A well structured pension charge calculator helps avoid these errors by surfacing the big moving parts in one place. Still, no online tool can replace scheme specific input figures, especially for defined benefit accrual.
Where the official rules come from
If you want to verify figures or read the source material, use official government guidance and established educational resources. Relevant starting points include GOV.UK guidance on annual allowance, HMRC’s Pensions Tax Manual, and educational material from the Open University on retirement and financial planning topics. These are the kinds of references professionals use when checking whether a pension charge calculator reflects current law.
How to interpret your result
If the calculator shows no excess, it means your pension input appears to be within your available allowance based on the values you entered.
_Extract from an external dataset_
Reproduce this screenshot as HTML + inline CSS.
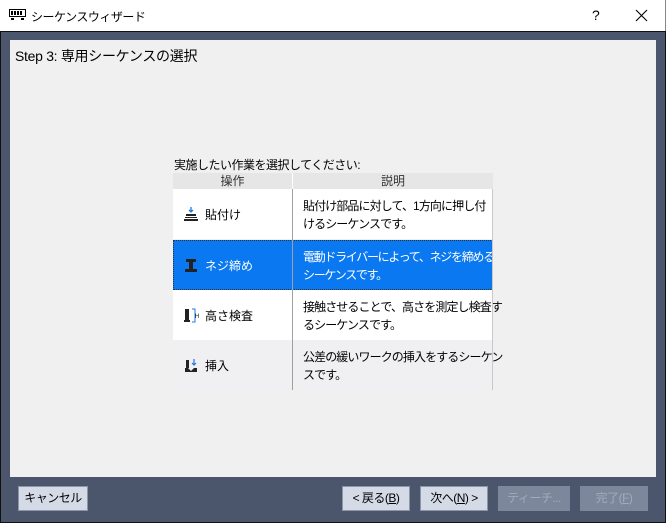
<!DOCTYPE html>
<html><head><meta charset="utf-8"><style>
body{margin:0;width:666px;height:523px;overflow:hidden;background:#fff;font-family:"Liberation Sans","Noto Sans CJK JP",sans-serif;font-size:12px;color:#000;position:relative}
.a{position:absolute}
.btn{position:absolute;top:486px;height:25px;background:#d4dbe7;border:1px solid #8c96a8;box-sizing:border-box;text-align:center;line-height:23px;font-size:12px;letter-spacing:-0.5px}
.dis{background:#7c879b;color:#a2abbb;border-color:#7c879b}
.row{position:absolute;left:173px;width:320px;height:50px}
.op{position:absolute;left:0;width:119px;height:50px;display:flex;align-items:center}
.op svg{margin-left:10px;margin-right:6px}
.ds{position:absolute;left:120px;top:8px;line-height:18px;padding-left:10px;letter-spacing:-0.9px;white-space:nowrap}
</style></head><body>
<div class="a" style="left:0;top:0;width:665px;height:31px;background:#fff;border-right:1px solid #888"></div>
<svg class="a" style="left:9px;top:9px" width="17" height="12" viewBox="0 0 17 12"><rect x="0.5" y="0.5" width="16" height="7" fill="none" stroke="#000"/><rect x="2" y="2" width="2" height="4" fill="#000"/><rect x="5" y="2" width="2" height="4" fill="#000"/><rect x="8" y="2" width="2" height="4" fill="#000"/><rect x="11" y="2" width="2" height="4" fill="#000"/><rect x="2" y="9" width="3" height="2" fill="#000"/><rect x="12" y="9" width="3" height="2" fill="#000"/></svg>
<div class="a" style="left:31px;top:8px;font-size:12px;letter-spacing:-0.5px">シーケンスウィザード</div>
<div class="a" style="left:592px;top:7px;font-size:14px">?</div>
<svg class="a" style="left:635px;top:9px" width="13" height="13" viewBox="0 0 13 13"><path d="M1 1L12 12M12 1L1 12" stroke="#000" stroke-width="1.1"/></svg>
<div class="a" style="left:0;top:31px;width:664px;height:490px;background:#4b566d;border:1px solid #111"></div>
<div class="a" style="left:10px;top:40px;width:646px;height:437px;background:#f0f0f0"></div>
<div class="a" style="left:15px;top:46px;font-size:14px;letter-spacing:-0.3px">Step 3: 専用シーケンスの選択</div>
<div class="a" style="left:174px;top:156px;letter-spacing:-0.5px">実施したい作業を選択してください:</div>
<div class="a" style="left:173px;top:173px;width:320px;height:16px;background:#e6e6e6"></div>
<div class="a" style="left:173px;top:173px;width:119px;height:16px;text-align:center;line-height:16px;color:#333;border-right:1px solid #fff">操作</div>
<div class="a" style="left:293px;top:173px;width:200px;height:16px;text-align:center;line-height:16px;color:#333">説明</div>

<div class="row" style="top:189px;background:#fff"><div class="op"><svg width="16" height="16" viewBox="0 0 16 16"><path d="M8 1v5M6 4l2 2 2-2" stroke="#1e78e0" fill="none" stroke-width="1.3"/><rect x="3" y="8" width="10" height="2" fill="#222"/><rect x="2" y="11" width="12" height="1" fill="#222"/><rect x="1" y="13" width="14" height="2" fill="#222"/></svg>貼付け</div><div class="ds">貼付け部品に対して、1方向に押し付<br>けるシーケンスです。</div></div>
<div class="row" style="top:240px;background:#0a78f0;color:#fff;height:50px;outline:1px dotted #333;outline-offset:-1px"><div class="op"><svg width="16" height="16" viewBox="0 0 16 16"><rect x="3" y="2" width="10" height="3" fill="#222"/><rect x="6" y="5" width="4" height="7" fill="#222"/><rect x="2" y="12" width="12" height="3" fill="#222"/></svg>ネジ締め</div><div class="ds" style="letter-spacing:-1.3px">電動ドライバーによって、ネジを締める<br>シーケンスです。</div></div>
<div class="row" style="top:290px;background:#fff"><div class="op"><svg width="16" height="16" viewBox="0 0 16 16"><rect x="2" y="2" width="4" height="11" fill="#222"/><rect x="1" y="13" width="6" height="2" fill="#222"/><path d="M9 2h3v13H9" stroke="#1e78e0" fill="none"/><text x="12" y="11" font-size="6" fill="#222">H</text></svg>高さ検査</div><div class="ds">接触させることで、高さを測定し検査す<br>るシーケンスです。</div></div>
<div class="row" style="top:340px;background:#f0f0f2"><div class="op"><svg width="16" height="16" viewBox="0 0 16 16"><rect x="3" y="3" width="3" height="8" fill="#222"/><path d="M11 2v6M9 6l2 2 2-2" stroke="#1e78e0" fill="none" stroke-width="1.2"/><path d="M2 11h3l3 3 3-3h3v4H2z" fill="#222"/></svg>挿入</div><div class="ds">公差の緩いワークの挿入をするシーケン<br>スです。</div></div>
<div class="a" style="left:292px;top:189px;width:1px;height:201px;background:#a0a0a0"></div>
<div class="a" style="left:492px;top:189px;width:1px;height:201px;background:#c8c8c8"></div>

<div class="btn" style="left:18px;width:70px">キャンセル</div>
<div class="btn" style="left:342px;width:68px">&lt; 戻る(<u>B</u>)</div>
<div class="btn" style="left:420px;width:68px">次へ(<u>N</u>) &gt;</div>
<div class="btn dis" style="left:498px;width:72px">ティーチ...</div>
<div class="btn dis" style="left:580px;width:68px">完了(<u>F</u>)</div>
</body></html>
If it shows an excess and estimated charge, treat that as a planning alert. It does not automatically mean you have filed anything incorrectly, but it does mean you should review your pension input figures, tax position, and carry forward evidence carefully.
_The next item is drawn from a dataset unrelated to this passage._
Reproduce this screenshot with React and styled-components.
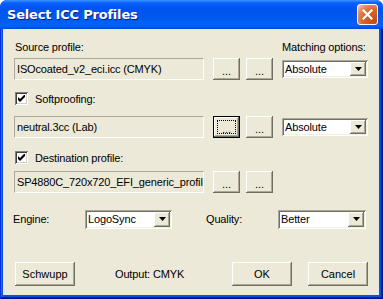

Where the excess is large, you may also need to consider whether scheme pays could be relevant. In some cases, a pension scheme can pay the annual allowance charge on your behalf and adjust benefits accordingly. This is a detailed area and depends on whether mandatory or voluntary scheme pays conditions are met.
Final practical tips
- Always match the calculation to the correct tax year.
- Get the pension input amount from the provider or scheme administrator where possible.
- Check both threshold income and adjusted income if you might be tapered.
- Document carry forward year by year.
- Be careful if you are a Scottish taxpayer, because marginal rates may differ.
- Use estimates for planning, then confirm the final figures before filing a tax return.
Used properly, a pension charge calculator can be a powerful planning tool. It can help you avoid unexpected tax bills, optimise the timing of contributions, and understand whether carry forward or taper rules are affecting your pension strategy. It is most valuable when you use it early, before making a contribution, rather than after the tax year has ended. In other words, the best pension charge calculator is not just about calculating tax. It is about making better pension decisions in time to change the outcome.